> Stated goal
Copy out the material below in full, but not its images.

(Items from a data source)

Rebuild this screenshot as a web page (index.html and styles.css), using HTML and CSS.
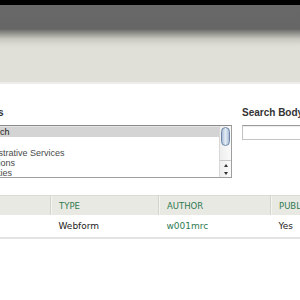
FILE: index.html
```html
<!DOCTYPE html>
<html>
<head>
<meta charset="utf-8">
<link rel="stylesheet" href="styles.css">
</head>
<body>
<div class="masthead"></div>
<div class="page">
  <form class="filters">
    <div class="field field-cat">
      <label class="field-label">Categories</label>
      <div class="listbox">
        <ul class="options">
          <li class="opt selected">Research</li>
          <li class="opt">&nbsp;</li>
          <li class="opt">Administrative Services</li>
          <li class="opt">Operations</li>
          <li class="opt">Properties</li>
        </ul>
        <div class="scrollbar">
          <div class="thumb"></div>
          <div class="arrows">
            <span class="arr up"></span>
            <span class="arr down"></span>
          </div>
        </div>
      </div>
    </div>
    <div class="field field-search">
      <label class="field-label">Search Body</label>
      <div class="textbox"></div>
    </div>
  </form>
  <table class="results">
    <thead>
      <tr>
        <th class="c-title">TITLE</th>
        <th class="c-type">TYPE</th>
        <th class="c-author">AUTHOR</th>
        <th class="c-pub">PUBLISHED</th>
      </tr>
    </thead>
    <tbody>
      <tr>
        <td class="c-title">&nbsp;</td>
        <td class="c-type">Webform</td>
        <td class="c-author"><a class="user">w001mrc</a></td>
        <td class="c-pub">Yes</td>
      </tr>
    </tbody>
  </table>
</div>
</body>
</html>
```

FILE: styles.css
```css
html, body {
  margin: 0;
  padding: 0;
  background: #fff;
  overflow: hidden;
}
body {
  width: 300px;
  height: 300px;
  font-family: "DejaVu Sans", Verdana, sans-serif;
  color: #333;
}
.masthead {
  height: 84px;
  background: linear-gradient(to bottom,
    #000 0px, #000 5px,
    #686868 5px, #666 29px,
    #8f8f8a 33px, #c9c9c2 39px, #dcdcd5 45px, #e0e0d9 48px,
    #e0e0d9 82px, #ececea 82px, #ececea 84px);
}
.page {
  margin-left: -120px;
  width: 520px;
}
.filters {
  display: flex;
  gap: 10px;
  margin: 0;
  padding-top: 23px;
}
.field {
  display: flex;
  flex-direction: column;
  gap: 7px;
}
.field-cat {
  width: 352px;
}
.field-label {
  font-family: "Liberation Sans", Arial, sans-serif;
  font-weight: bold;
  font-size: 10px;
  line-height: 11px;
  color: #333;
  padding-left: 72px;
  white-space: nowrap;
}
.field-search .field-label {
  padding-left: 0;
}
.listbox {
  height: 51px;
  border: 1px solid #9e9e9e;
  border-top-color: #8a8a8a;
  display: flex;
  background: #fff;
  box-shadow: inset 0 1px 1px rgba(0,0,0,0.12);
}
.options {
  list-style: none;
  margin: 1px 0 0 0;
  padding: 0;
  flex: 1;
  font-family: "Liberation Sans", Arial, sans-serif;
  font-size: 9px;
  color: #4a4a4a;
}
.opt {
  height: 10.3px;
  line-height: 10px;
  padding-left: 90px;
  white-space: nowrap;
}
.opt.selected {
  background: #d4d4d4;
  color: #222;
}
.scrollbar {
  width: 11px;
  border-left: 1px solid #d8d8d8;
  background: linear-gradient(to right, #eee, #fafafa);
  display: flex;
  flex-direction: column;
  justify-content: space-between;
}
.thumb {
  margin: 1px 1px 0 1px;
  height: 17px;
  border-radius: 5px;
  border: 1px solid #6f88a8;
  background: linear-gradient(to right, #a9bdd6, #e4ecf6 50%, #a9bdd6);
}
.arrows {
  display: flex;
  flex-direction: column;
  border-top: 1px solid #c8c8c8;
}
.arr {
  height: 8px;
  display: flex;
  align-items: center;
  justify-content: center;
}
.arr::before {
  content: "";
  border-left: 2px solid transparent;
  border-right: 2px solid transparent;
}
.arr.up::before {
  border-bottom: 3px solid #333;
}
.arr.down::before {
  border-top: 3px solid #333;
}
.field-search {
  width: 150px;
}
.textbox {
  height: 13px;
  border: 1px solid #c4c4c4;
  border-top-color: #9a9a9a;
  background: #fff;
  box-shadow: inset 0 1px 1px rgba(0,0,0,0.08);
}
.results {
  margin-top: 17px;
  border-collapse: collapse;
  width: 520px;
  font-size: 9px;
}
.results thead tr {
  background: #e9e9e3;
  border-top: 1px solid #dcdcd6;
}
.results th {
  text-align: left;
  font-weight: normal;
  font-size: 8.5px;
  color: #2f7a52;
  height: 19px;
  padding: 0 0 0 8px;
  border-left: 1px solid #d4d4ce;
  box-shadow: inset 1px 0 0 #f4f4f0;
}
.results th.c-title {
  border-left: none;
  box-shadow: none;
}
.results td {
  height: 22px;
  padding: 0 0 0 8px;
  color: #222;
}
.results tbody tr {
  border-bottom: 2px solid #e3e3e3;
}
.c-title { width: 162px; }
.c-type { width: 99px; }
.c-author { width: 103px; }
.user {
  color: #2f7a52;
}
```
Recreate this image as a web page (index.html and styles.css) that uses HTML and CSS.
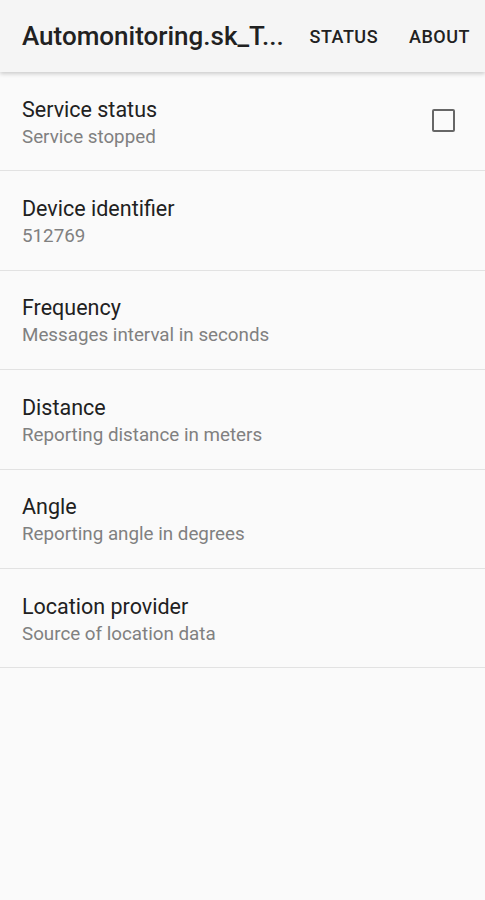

> The result
Rebuild this screenshot as a web page (index.html and styles.css), using HTML and CSS.
FILE: index.html
```html
<!DOCTYPE html>
<html>
<head>
<meta charset="utf-8">
<link rel="stylesheet" href="styles.css">
</head>
<body>
<div class="masthead"></div>
<div class="page">
  <form class="filters">
    <div class="field field-cat">
      <label class="field-label">Categories</label>
      <div class="listbox">
        <ul class="options">
          <li class="opt selected">Research</li>
          <li class="opt">&nbsp;</li>
          <li class="opt">Administrative Services</li>
          <li class="opt">Operations</li>
          <li class="opt">Properties</li>
        </ul>
        <div class="scrollbar">
          <div class="thumb"></div>
          <div class="arrows">
            <span class="arr up"></span>
            <span class="arr down"></span>
          </div>
        </div>
      </div>
    </div>
    <div class="field field-search">
      <label class="field-label">Search Body</label>
      <div class="textbox"></div>
    </div>
  </form>
  <table class="results">
    <thead>
      <tr>
        <th class="c-title">TITLE</th>
        <th class="c-type">TYPE</th>
        <th class="c-author">AUTHOR</th>
        <th class="c-pub">PUBLISHED</th>
      </tr>
    </thead>
    <tbody>
      <tr>
        <td class="c-title">&nbsp;</td>
        <td class="c-type">Webform</td>
        <td class="c-author"><a class="user">w001mrc</a></td>
        <td class="c-pub">Yes</td>
      </tr>
    </tbody>
  </table>
</div>
</body>
</html>
```

FILE: styles.css
```css
html, body {
  margin: 0;
  padding: 0;
  background: #fff;
  overflow: hidden;
}
body {
  width: 300px;
  height: 300px;
  font-family: "DejaVu Sans", Verdana, sans-serif;
  color: #333;
}
.masthead {
  height: 84px;
  background: linear-gradient(to bottom,
    #000 0px, #000 5px,
    #686868 5px, #666 29px,
    #8f8f8a 33px, #c9c9c2 39px, #dcdcd5 45px, #e0e0d9 48px,
    #e0e0d9 82px, #ececea 82px, #ececea 84px);
}
.page {
  margin-left: -120px;
  width: 520px;
}
.filters {
  display: flex;
  gap: 10px;
  margin: 0;
  padding-top: 23px;
}
.field {
  display: flex;
  flex-direction: column;
  gap: 7px;
}
.field-cat {
  width: 352px;
}
.field-label {
  font-family: "Liberation Sans", Arial, sans-serif;
  font-weight: bold;
  font-size: 10px;
  line-height: 11px;
  color: #333;
  padding-left: 72px;
  white-space: nowrap;
}
.field-search .field-label {
  padding-left: 0;
}
.listbox {
  height: 51px;
  border: 1px solid #9e9e9e;
  border-top-color: #8a8a8a;
  display: flex;
  background: #fff;
  box-shadow: inset 0 1px 1px rgba(0,0,0,0.12);
}
.options {
  list-style: none;
  margin: 1px 0 0 0;
  padding: 0;
  flex: 1;
  font-family: "Liberation Sans", Arial, sans-serif;
  font-size: 9px;
  color: #4a4a4a;
}
.opt {
  height: 10.3px;
  line-height: 10px;
  padding-left: 90px;
  white-space: nowrap;
}
.opt.selected {
  background: #d4d4d4;
  color: #222;
}
.scrollbar {
  width: 11px;
  border-left: 1px solid #d8d8d8;
  background: linear-gradient(to right, #eee, #fafafa);
  display: flex;
  flex-direction: column;
  justify-content: space-between;
}
.thumb {
  margin: 1px 1px 0 1px;
  height: 17px;
  border-radius: 5px;
  border: 1px solid #6f88a8;
  background: linear-gradient(to right, #a9bdd6, #e4ecf6 50%, #a9bdd6);
}
.arrows {
  display: flex;
  flex-direction: column;
  border-top: 1px solid #c8c8c8;
}
.arr {
  height: 8px;
  display: flex;
  align-items: center;
  justify-content: center;
}
.arr::before {
  content: "";
  border-left: 2px solid transparent;
  border-right: 2px solid transparent;
}
.arr.up::before {
  border-bottom: 3px solid #333;
}
.arr.down::before {
  border-top: 3px solid #333;
}
.field-search {
  width: 150px;
}
.textbox {
  height: 13px;
  border: 1px solid #c4c4c4;
  border-top-color: #9a9a9a;
  background: #fff;
  box-shadow: inset 0 1px 1px rgba(0,0,0,0.08);
}
.results {
  margin-top: 17px;
  border-collapse: collapse;
  width: 520px;
  font-size: 9px;
}
.results thead tr {
  background: #e9e9e3;
  border-top: 1px solid #dcdcd6;
}
.results th {
  text-align: left;
  font-weight: normal;
  font-size: 8.5px;
  color: #2f7a52;
  height: 19px;
  padding: 0 0 0 8px;
  border-left: 1px solid #d4d4ce;
  box-shadow: inset 1px 0 0 #f4f4f0;
}
.results th.c-title {
  border-left: none;
  box-shadow: none;
}
.results td {
  height: 22px;
  padding: 0 0 0 8px;
  color: #222;
}
.results tbody tr {
  border-bottom: 2px solid #e3e3e3;
}
.c-title { width: 162px; }
.c-type { width: 99px; }
.c-author { width: 103px; }
.user {
  color: #2f7a52;
}
```
Recreate this image as a web page (index.html and styles.css) that uses HTML and CSS.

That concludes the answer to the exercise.